Auch wenn die EU-Länder ihre Bereitschaft, bis 2050 klimaneutral zu werden, grundsätzlich bestätigt haben, konnte Ratspräsident Charles Michel kein einstimmiges Ergebnis der Verhandlungen präsentieren. Als einziger Teilnehmer der Klimakonferenz hat Polen sich vorerst nicht verpflichtet, dem Klimaplan zuzustimmen.Der osteuropäische Staat bezieht rund 80 Prozent des Stroms aus Kohleabbau. Um den Übergang zu einer klimaneutralen Wirtschaft bewältigen zu können, fordert Polen Finanzhilfen von der EU.

Gegenstimmen

Kritik gab es auch von Umweltschützern. Die Fridays-For-Future-Bewegung hat die Ergebnisse des EU-Klimagipfels als unzureichend bezeichnet und zu einem internationalen Streik aufgerufen. Auch die realpolitische Umsetzung des „Green Deals“ wirft noch Fragen auf. Der Europäische Rat legt nur allgemeine politische Ziele für Europa fest und wirkt nicht an der Gesetzgebung mit. Die Schlussfolgerungen des EU-Klimagipfels können also nur als richtungsweisende Strategie europäischer Politik eingeordnet werden.

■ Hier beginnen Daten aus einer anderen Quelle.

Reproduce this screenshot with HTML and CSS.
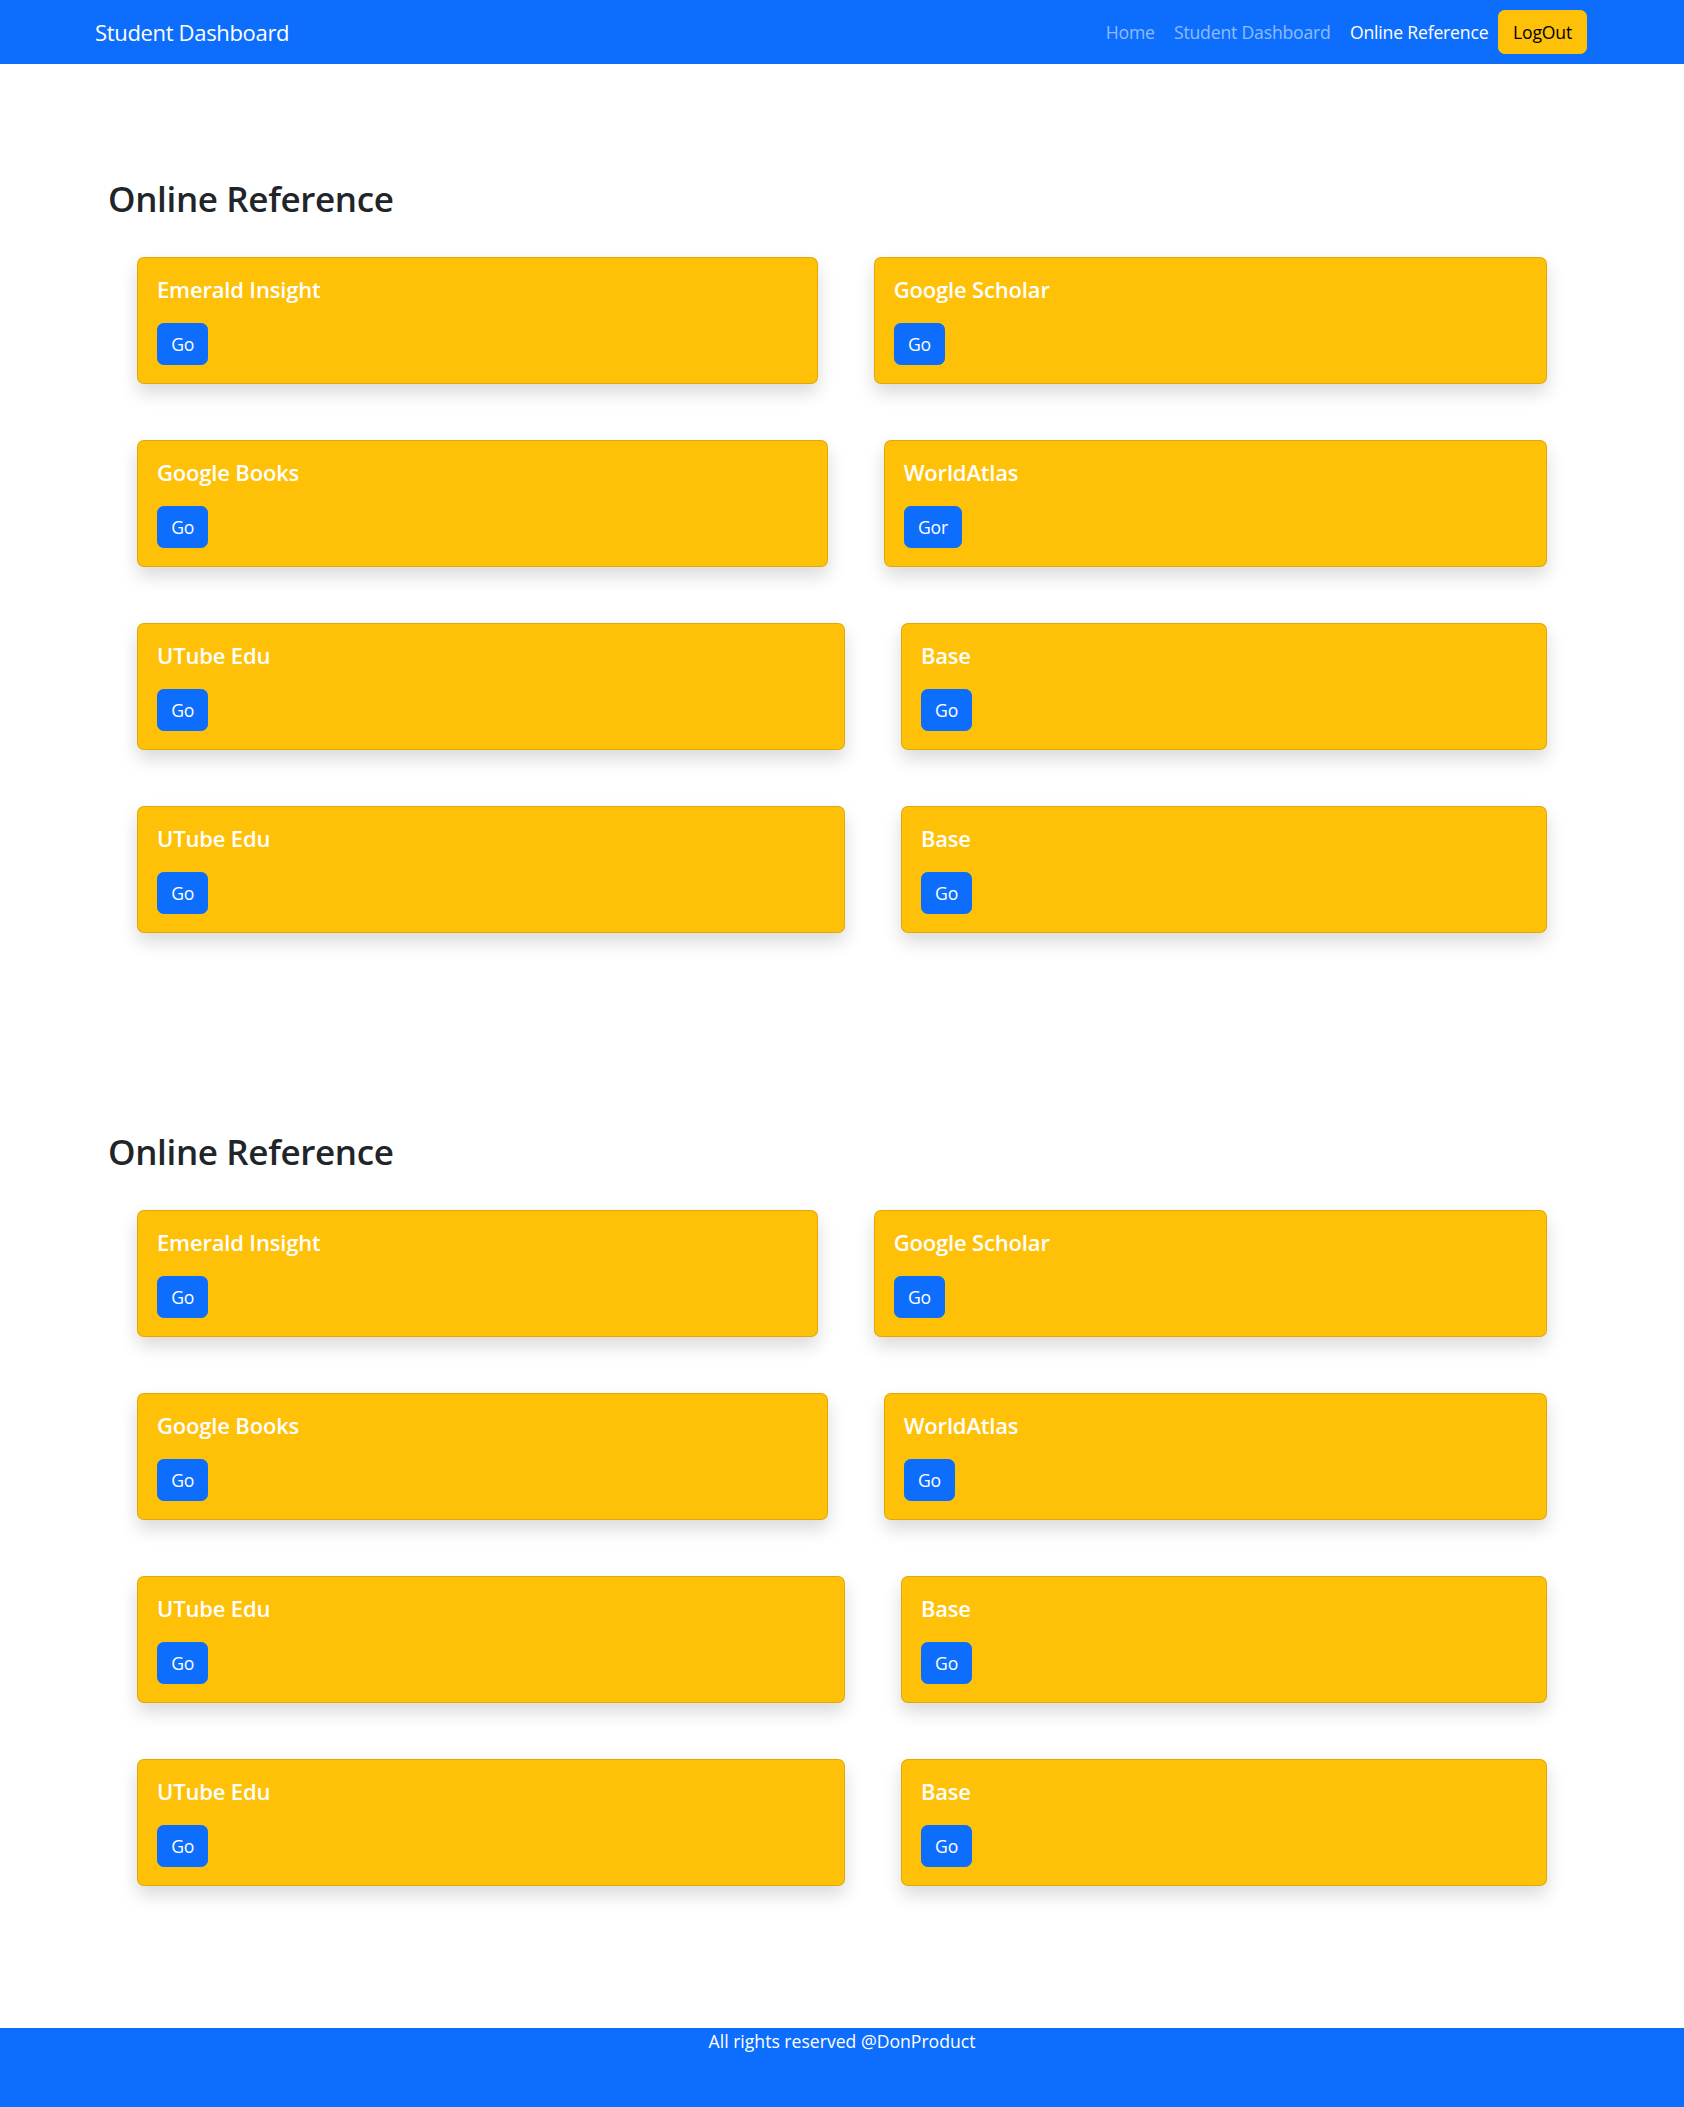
FILE: index.html
```html
<!DOCTYPE html>
<html lang="en">
<head>
<meta charset="utf-8">
<title>Student Dashboard</title>
<link rel="stylesheet" href="styles.css">
</head>
<body>
<nav class="navbar">
  <a class="brand" href="#">Student Dashboard</a>
  <div class="nav-links">
    <a class="nav-link" href="#">Home</a>
    <a class="nav-link" href="#">Student Dashboard</a>
    <a class="nav-link active" href="#">Online Reference</a>
    <a class="btn-logout" href="#">LogOut</a>
  </div>
</nav>

<main class="main">
  <section class="section">
    <h2 class="section-title">Online Reference</h2>
    <div class="rows">
      <div class="row">
        <div class="card"><h5 class="card-title">Emerald Insight</h5><a class="btn-go" href="#">Go</a></div>
        <div class="card"><h5 class="card-title">Google Scholar</h5><a class="btn-go" href="#">Go</a></div>
      </div>
      <div class="row">
        <div class="card"><h5 class="card-title">Google Books</h5><a class="btn-go" href="#">Go</a></div>
        <div class="card"><h5 class="card-title">WorldAtlas</h5><a class="btn-go" href="#">Gor</a></div>
      </div>
      <div class="row">
        <div class="card"><h5 class="card-title">UTube Edu</h5><a class="btn-go" href="#">Go</a></div>
        <div class="card"><h5 class="card-title">Base</h5><a class="btn-go" href="#">Go</a></div>
      </div>
      <div class="row">
        <div class="card"><h5 class="card-title">UTube Edu</h5><a class="btn-go" href="#">Go</a></div>
        <div class="card"><h5 class="card-title">Base</h5><a class="btn-go" href="#">Go</a></div>
      </div>
    </div>
  </section>

  <section class="section">
    <h2 class="section-title">Online Reference</h2>
    <div class="rows">
      <div class="row">
        <div class="card"><h5 class="card-title">Emerald Insight</h5><a class="btn-go" href="#">Go</a></div>
        <div class="card"><h5 class="card-title">Google Scholar</h5><a class="btn-go" href="#">Go</a></div>
      </div>
      <div class="row">
        <div class="card"><h5 class="card-title">Google Books</h5><a class="btn-go" href="#">Go</a></div>
        <div class="card"><h5 class="card-title">WorldAtlas</h5><a class="btn-go" href="#">Go</a></div>
      </div>
      <div class="row">
        <div class="card"><h5 class="card-title">UTube Edu</h5><a class="btn-go" href="#">Go</a></div>
        <div class="card"><h5 class="card-title">Base</h5><a class="btn-go" href="#">Go</a></div>
      </div>
      <div class="row">
        <div class="card"><h5 class="card-title">UTube Edu</h5><a class="btn-go" href="#">Go</a></div>
        <div class="card"><h5 class="card-title">Base</h5><a class="btn-go" href="#">Go</a></div>
      </div>
    </div>
  </section>
</main>

<footer class="footer">
  <p class="footer-text">All rights reserved @DonProduct</p>
</footer>
</body>
</html>
```

FILE: styles.css
```css
* {
  box-sizing: border-box;
}

html, body {
  margin: 0;
  padding: 0;
}

body {
  font-family: "Open Sans", "Noto Sans", "Liberation Sans", sans-serif;
  font-size: 17.6px;
  line-height: 1.5;
  color: #212529;
  background: #fff;
  letter-spacing: -0.01em;
}

a {
  text-decoration: none;
}

/* Navbar */
.navbar {
  height: 64px;
  background: #0d6efd;
  display: flex;
  align-items: center;
  justify-content: space-between;
  padding: 0 97px 0 95px;
}

.brand {
  color: #fff;
  font-size: 22px;
  line-height: 33px;
  letter-spacing: -0.015em;
}

.nav-links {
  display: flex;
  align-items: center;
}

.nav-link {
  color: rgba(255, 255, 255, 0.55);
  font-size: 17.6px;
  line-height: 26.4px;
  padding: 0 9.6px;
}

.nav-link.active {
  color: #fff;
}

.btn-logout {
  display: inline-block;
  background: #ffc107;
  color: #000;
  font-size: 17.6px;
  line-height: 26.4px;
  padding: 8px 14px;
  border: 1px solid #ffc107;
  border-radius: 6.6px;
}

/* Main */
.main {
  margin-bottom: 58px;
}

.section {
  padding: 114px 108px 84px;
}

.section-title {
  margin: 0 0 37px;
  font-size: 35px;
  line-height: 42px;
  font-weight: 600;
  color: #212529;
  letter-spacing: -0.01em;
}

.rows {
  padding: 0 29px;
  display: flex;
  flex-direction: column;
  gap: 56px;
}

.row {
  display: flex;
  gap: 56px;
}

.card {
  flex: 1 1 auto;
  background: #ffc107;
  border: 1px solid rgba(0, 0, 0, 0.12);
  border-radius: 7px;
  box-shadow: 0 9px 18px rgba(0, 0, 0, 0.15);
  padding: 18px 19px;
}

.card-title {
  margin: 0 0 21px;
  color: #fff;
  font-size: 22px;
  line-height: 26.4px;
  font-weight: 600;
}

.btn-go {
  display: inline-block;
  background: #0d6efd;
  color: #fff;
  font-size: 17.6px;
  line-height: 26.4px;
  padding: 6.6px 13.2px;
  border: 1px solid #0d6efd;
  border-radius: 6.6px;
}

/* Footer */
.footer {
  background: #0d6efd;
  height: 80px;
  text-align: center;
}

.footer-text {
  margin: 0;
  color: #fff;
  font-size: 17.6px;
  line-height: 26.4px;
  letter-spacing: 0;
}
```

Konkrete Gesetzentwürfe des „Green Deals“ will Ursula von der Leyen ab Januar 2020 im Parlament vorstellen. Dann wird sich zeigen, ob die Forderungen des „Green Deals“ innerhalb des Parlaments so gut angenommen werden wie im Europäischen Rat. Laut Oldag Caspar seien die Ergebnisse des EU-Gipfels ein wichtiger Schritt, um den Zielen des Pariser Klimaschutzabkommens gerecht zu werden. Die EU sei damit zwar nicht zum glaubwürdigsten Akteur der Klimaschutzpolitik geworden, jedoch der glaubwürdigste in dieser Größenordnung.